→ **EXERCISE INSTRUCTIONS**:
Repeat every line of the data exactly, but not the pictures.

→ **RECORDED INFORMATION**:
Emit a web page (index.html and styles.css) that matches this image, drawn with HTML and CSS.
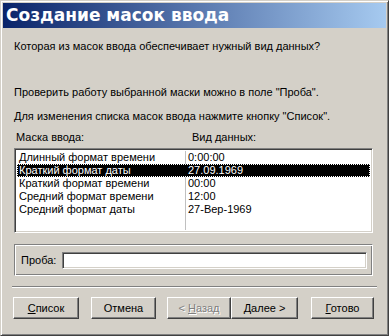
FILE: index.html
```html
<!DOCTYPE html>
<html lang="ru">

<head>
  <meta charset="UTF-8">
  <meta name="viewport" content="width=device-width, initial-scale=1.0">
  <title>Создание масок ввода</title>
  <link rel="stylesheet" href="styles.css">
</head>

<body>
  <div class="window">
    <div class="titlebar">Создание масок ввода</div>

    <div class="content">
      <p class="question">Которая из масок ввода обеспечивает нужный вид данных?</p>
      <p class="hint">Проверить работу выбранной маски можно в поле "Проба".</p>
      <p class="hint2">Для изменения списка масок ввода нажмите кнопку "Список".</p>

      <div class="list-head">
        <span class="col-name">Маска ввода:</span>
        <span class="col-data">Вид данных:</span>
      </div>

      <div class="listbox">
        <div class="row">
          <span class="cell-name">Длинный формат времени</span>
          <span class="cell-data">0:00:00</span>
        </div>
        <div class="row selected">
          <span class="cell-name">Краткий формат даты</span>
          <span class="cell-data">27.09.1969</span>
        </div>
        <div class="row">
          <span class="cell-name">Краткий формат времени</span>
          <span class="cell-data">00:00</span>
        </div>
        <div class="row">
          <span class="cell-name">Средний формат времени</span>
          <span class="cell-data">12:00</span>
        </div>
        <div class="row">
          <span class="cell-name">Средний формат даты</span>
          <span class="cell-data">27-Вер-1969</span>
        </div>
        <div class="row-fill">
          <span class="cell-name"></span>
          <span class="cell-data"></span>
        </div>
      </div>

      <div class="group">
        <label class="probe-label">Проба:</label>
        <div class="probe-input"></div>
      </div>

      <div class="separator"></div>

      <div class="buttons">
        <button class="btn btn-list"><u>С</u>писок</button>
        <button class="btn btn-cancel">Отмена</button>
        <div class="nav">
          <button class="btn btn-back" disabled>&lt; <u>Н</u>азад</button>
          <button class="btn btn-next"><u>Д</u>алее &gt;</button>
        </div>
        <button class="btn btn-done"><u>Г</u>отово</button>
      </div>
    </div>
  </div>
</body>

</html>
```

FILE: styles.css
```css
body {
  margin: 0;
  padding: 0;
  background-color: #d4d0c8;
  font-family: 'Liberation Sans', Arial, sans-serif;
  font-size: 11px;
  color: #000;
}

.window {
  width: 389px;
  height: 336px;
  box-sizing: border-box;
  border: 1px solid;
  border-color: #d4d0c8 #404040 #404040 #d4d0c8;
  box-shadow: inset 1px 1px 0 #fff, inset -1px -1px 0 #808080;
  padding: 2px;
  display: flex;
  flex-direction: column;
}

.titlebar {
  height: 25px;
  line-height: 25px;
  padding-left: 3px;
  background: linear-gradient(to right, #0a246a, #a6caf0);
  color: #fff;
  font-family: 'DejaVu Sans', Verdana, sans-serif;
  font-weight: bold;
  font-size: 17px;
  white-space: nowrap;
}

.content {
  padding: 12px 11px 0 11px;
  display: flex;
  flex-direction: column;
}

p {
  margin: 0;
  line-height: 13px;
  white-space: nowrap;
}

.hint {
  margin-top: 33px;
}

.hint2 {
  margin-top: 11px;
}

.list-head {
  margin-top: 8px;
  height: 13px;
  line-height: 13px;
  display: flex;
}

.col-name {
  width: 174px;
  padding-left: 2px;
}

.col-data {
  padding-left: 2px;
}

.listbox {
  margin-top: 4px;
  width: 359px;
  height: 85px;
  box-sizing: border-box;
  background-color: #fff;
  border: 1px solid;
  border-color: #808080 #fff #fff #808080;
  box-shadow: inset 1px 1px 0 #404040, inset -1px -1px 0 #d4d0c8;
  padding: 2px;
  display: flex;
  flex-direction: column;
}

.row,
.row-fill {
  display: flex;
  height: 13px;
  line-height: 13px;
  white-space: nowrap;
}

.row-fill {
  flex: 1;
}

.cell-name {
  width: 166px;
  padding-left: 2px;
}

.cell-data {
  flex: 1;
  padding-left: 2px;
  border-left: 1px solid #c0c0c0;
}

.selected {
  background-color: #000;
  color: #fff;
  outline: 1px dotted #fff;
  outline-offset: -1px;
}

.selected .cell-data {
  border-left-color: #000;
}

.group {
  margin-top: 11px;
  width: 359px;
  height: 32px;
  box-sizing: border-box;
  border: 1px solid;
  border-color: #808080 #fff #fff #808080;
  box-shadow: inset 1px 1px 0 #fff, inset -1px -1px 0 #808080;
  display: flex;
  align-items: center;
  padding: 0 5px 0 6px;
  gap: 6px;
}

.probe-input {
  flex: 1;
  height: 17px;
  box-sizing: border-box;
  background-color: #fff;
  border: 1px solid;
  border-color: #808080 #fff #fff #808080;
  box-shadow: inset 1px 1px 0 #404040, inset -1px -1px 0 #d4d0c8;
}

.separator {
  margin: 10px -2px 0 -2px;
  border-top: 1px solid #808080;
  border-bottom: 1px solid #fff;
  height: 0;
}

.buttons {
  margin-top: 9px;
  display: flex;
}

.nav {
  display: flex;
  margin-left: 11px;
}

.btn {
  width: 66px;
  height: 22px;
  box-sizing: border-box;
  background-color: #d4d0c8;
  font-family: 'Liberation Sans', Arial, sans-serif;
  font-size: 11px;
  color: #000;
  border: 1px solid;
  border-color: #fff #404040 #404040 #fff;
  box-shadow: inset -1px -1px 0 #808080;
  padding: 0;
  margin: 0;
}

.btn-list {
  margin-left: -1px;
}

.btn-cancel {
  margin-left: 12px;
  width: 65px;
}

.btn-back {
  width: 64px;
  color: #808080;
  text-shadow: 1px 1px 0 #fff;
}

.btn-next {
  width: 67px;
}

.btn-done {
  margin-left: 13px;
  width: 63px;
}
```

→ **THE OUTPUT**:
Emit a web page (index.html and styles.css) that matches this image, drawn with HTML and CSS.
FILE: index.html
```html
<!DOCTYPE html>
<html lang="ru">

<head>
  <meta charset="UTF-8">
  <meta name="viewport" content="width=device-width, initial-scale=1.0">
  <title>Создание масок ввода</title>
  <link rel="stylesheet" href="styles.css">
</head>

<body>
  <div class="window">
    <div class="titlebar">Создание масок ввода</div>

    <div class="content">
      <p class="question">Которая из масок ввода обеспечивает нужный вид данных?</p>
      <p class="hint">Проверить работу выбранной маски можно в поле "Проба".</p>
      <p class="hint2">Для изменения списка масок ввода нажмите кнопку "Список".</p>

      <div class="list-head">
        <span class="col-name">Маска ввода:</span>
        <span class="col-data">Вид данных:</span>
      </div>

      <div class="listbox">
        <div class="row">
          <span class="cell-name">Длинный формат времени</span>
          <span class="cell-data">0:00:00</span>
        </div>
        <div class="row selected">
          <span class="cell-name">Краткий формат даты</span>
          <span class="cell-data">27.09.1969</span>
        </div>
        <div class="row">
          <span class="cell-name">Краткий формат времени</span>
          <span class="cell-data">00:00</span>
        </div>
        <div class="row">
          <span class="cell-name">Средний формат времени</span>
          <span class="cell-data">12:00</span>
        </div>
        <div class="row">
          <span class="cell-name">Средний формат даты</span>
          <span class="cell-data">27-Вер-1969</span>
        </div>
        <div class="row-fill">
          <span class="cell-name"></span>
          <span class="cell-data"></span>
        </div>
      </div>

      <div class="group">
        <label class="probe-label">Проба:</label>
        <div class="probe-input"></div>
      </div>

      <div class="separator"></div>

      <div class="buttons">
        <button class="btn btn-list"><u>С</u>писок</button>
        <button class="btn btn-cancel">Отмена</button>
        <div class="nav">
          <button class="btn btn-back" disabled>&lt; <u>Н</u>азад</button>
          <button class="btn btn-next"><u>Д</u>алее &gt;</button>
        </div>
        <button class="btn btn-done"><u>Г</u>отово</button>
      </div>
    </div>
  </div>
</body>

</html>
```

FILE: styles.css
```css
body {
  margin: 0;
  padding: 0;
  background-color: #d4d0c8;
  font-family: 'Liberation Sans', Arial, sans-serif;
  font-size: 11px;
  color: #000;
}

.window {
  width: 389px;
  height: 336px;
  box-sizing: border-box;
  border: 1px solid;
  border-color: #d4d0c8 #404040 #404040 #d4d0c8;
  box-shadow: inset 1px 1px 0 #fff, inset -1px -1px 0 #808080;
  padding: 2px;
  display: flex;
  flex-direction: column;
}

.titlebar {
  height: 25px;
  line-height: 25px;
  padding-left: 3px;
  background: linear-gradient(to right, #0a246a, #a6caf0);
  color: #fff;
  font-family: 'DejaVu Sans', Verdana, sans-serif;
  font-weight: bold;
  font-size: 17px;
  white-space: nowrap;
}

.content {
  padding: 12px 11px 0 11px;
  display: flex;
  flex-direction: column;
}

p {
  margin: 0;
  line-height: 13px;
  white-space: nowrap;
}

.hint {
  margin-top: 33px;
}

.hint2 {
  margin-top: 11px;
}

.list-head {
  margin-top: 8px;
  height: 13px;
  line-height: 13px;
  display: flex;
}

.col-name {
  width: 174px;
  padding-left: 2px;
}

.col-data {
  padding-left: 2px;
}

.listbox {
  margin-top: 4px;
  width: 359px;
  height: 85px;
  box-sizing: border-box;
  background-color: #fff;
  border: 1px solid;
  border-color: #808080 #fff #fff #808080;
  box-shadow: inset 1px 1px 0 #404040, inset -1px -1px 0 #d4d0c8;
  padding: 2px;
  display: flex;
  flex-direction: column;
}

.row,
.row-fill {
  display: flex;
  height: 13px;
  line-height: 13px;
  white-space: nowrap;
}

.row-fill {
  flex: 1;
}

.cell-name {
  width: 166px;
  padding-left: 2px;
}

.cell-data {
  flex: 1;
  padding-left: 2px;
  border-left: 1px solid #c0c0c0;
}

.selected {
  background-color: #000;
  color: #fff;
  outline: 1px dotted #fff;
  outline-offset: -1px;
}

.selected .cell-data {
  border-left-color: #000;
}

.group {
  margin-top: 11px;
  width: 359px;
  height: 32px;
  box-sizing: border-box;
  border: 1px solid;
  border-color: #808080 #fff #fff #808080;
  box-shadow: inset 1px 1px 0 #fff, inset -1px -1px 0 #808080;
  display: flex;
  align-items: center;
  padding: 0 5px 0 6px;
  gap: 6px;
}

.probe-input {
  flex: 1;
  height: 17px;
  box-sizing: border-box;
  background-color: #fff;
  border: 1px solid;
  border-color: #808080 #fff #fff #808080;
  box-shadow: inset 1px 1px 0 #404040, inset -1px -1px 0 #d4d0c8;
}

.separator {
  margin: 10px -2px 0 -2px;
  border-top: 1px solid #808080;
  border-bottom: 1px solid #fff;
  height: 0;
}

.buttons {
  margin-top: 9px;
  display: flex;
}

.nav {
  display: flex;
  margin-left: 11px;
}

.btn {
  width: 66px;
  height: 22px;
  box-sizing: border-box;
  background-color: #d4d0c8;
  font-family: 'Liberation Sans', Arial, sans-serif;
  font-size: 11px;
  color: #000;
  border: 1px solid;
  border-color: #fff #404040 #404040 #fff;
  box-shadow: inset -1px -1px 0 #808080;
  padding: 0;
  margin: 0;
}

.btn-list {
  margin-left: -1px;
}

.btn-cancel {
  margin-left: 12px;
  width: 65px;
}

.btn-back {
  width: 64px;
  color: #808080;
  text-shadow: 1px 1px 0 #fff;
}

.btn-next {
  width: 67px;
}

.btn-done {
  margin-left: 13px;
  width: 63px;
}
```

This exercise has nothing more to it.